已发表: 10/08/2012
已发表: 10/08/2012
An alliance was formed between PETRONAS Carigali and Schlumberger IPM to re-develop the mature Samarang field, offshore Malaysia. Integrated studies had identified opportunities to increase recoverable reserves in the 30 year old field by as much as 10% of STOIIP from infill drilling and EOR techniques. However, with 96 wells and 48 sidetracks already drilled, the number of additional slots that could economically be made available for potentially up to 33 new wells in the re-development campaign was limited.
Of the several options considered to address the challenge of limited slots, conductor sharing technology was preferred over multiple sidetracks and costly slot recoveries. The size constraint of the available 36 x 13-3/8 x 9-5/8 5ksi dual wellhead system was however a concern. Offset wells analyses showed losses, tight hole and stuck surface casing problems, with several casings set shallower than planned. These challenges had historically being mitigated with a shallow 18-5/8 casing to enable setting the 13-3/8 surface casing at planned depth. The elimination of this contingency casing implied increased exposure in getting the surface casings to bottom and was mitigated with the integration of directional Casing Drilling into the surface hole plans.

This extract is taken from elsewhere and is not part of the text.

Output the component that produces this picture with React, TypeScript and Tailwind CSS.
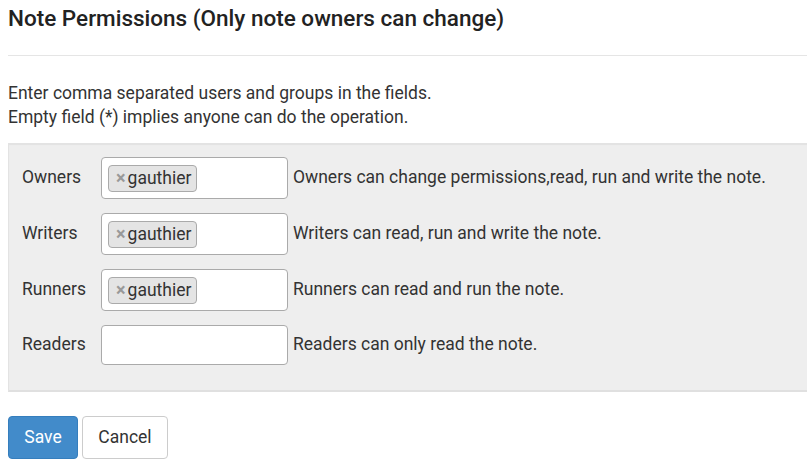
const rows = [
  { label: 'Owners', users: ['gauthier'], help: 'Owners can change permissions,read, run and write the note.' },
  { label: 'Writers', users: ['gauthier'], help: 'Writers can read, run and write the note.' },
  { label: 'Runners', users: ['gauthier'], help: 'Runners can read and run the note.' },
  { label: 'Readers', users: [], help: 'Readers can only read the note.' },
]

function TagInput({ users }: { users: string[] }) {
  if (users.length === 0) {
    return <input className="w-[187px] h-[40px] bg-white border border-[#aaaaaa] rounded-[4px] outline-none" />
  }
  return (
    <div className="w-[187px] h-[42px] bg-white border border-[#aaaaaa] rounded-[4px] flex items-start pl-[6px] pt-[7px]">
      {users.map((u) => (
        <span
          key={u}
          className="h-[27px] flex items-center bg-[#e4e4e4] border border-[#aaaaaa] rounded-[4px] pl-[7px] pr-[5px] leading-none"
        >
          <span className="text-[#999999] font-bold text-[18px] mr-[2px]">×</span>
          <span className="text-[17.5px] text-[#333333]">{u}</span>
        </span>
      ))}
    </div>
  )
}

export default function App() {
  return (
    <div className="min-h-screen bg-white overflow-hidden pl-[8px] text-[#333333] font-['Roboto','Liberation_Sans',sans-serif]">
      <h4 className="pt-[6px] text-[22.5px] leading-[24.75px] font-medium text-[#222222]">
        Note Permissions (Only note owners can change)
      </h4>
      <div className="mt-[24px] border-t border-[#e5e5e5]" />

      <div className="mt-[25px] text-[17.5px] leading-[24.5px]">
        <p>Enter comma separated users and groups in the fields.</p>
        <p>Empty field (*) implies anyone can do the operation.</p>
      </div>

      <div className="mt-[13px] mr-[-10px] bg-[#eeeeee] border border-[#e3e3e3] border-b-2 border-b-[#e0e0e0] shadow-[inset_0_1px_1px_rgba(0,0,0,0.05)] pt-[13px] pb-[25px] pl-[13px]">
        <div className="flex flex-col gap-[14px]">
          {rows.map((r) => (
            <div key={r.label} className="flex items-center text-[17.5px] leading-[24px]">
              <label className="w-[79px] -mt-[1px]">{r.label}</label>
              <TagInput users={r.users} />
              <span className="ml-[5px] -mt-[1px]">{r.help}</span>
            </div>
          ))}
        </div>
      </div>

      <div className="mt-[24px] flex gap-[4px]">
        <button className="w-[70px] h-[43px] bg-[#428bca] border border-[#357ebd] rounded-[4px] text-white text-[17.5px]">
          Save
        </button>
        <button className="w-[86px] h-[43px] bg-white border border-[#cccccc] rounded-[4px] text-[#333333] text-[17.5px]">
          Cancel
        </button>
      </div>
    </div>
  )
}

This paper presents the integration of Casing Drilling with Conductor Sharing technology in the phase 1 of the Samarang re-development project. It focuses on the key engineering considerations (casing API connection enhancement, geometrical separation, start-up rotary anti-collision etc) applied to address the concerns associated with the technology integration in a cost-sensitive environment. The paper also discusses the highlights, lessons learnt and recommendations from its successful execution. The unique integration of Casing Drilling and Conductor Sharing Wells in Samarang is believed to be the world’s 1st combination of the technologies. It’s success has provided opportunity to reduce construction costs for phase 2 of the project and opened up further well design optimization opportunities in the development of challenging brown fields.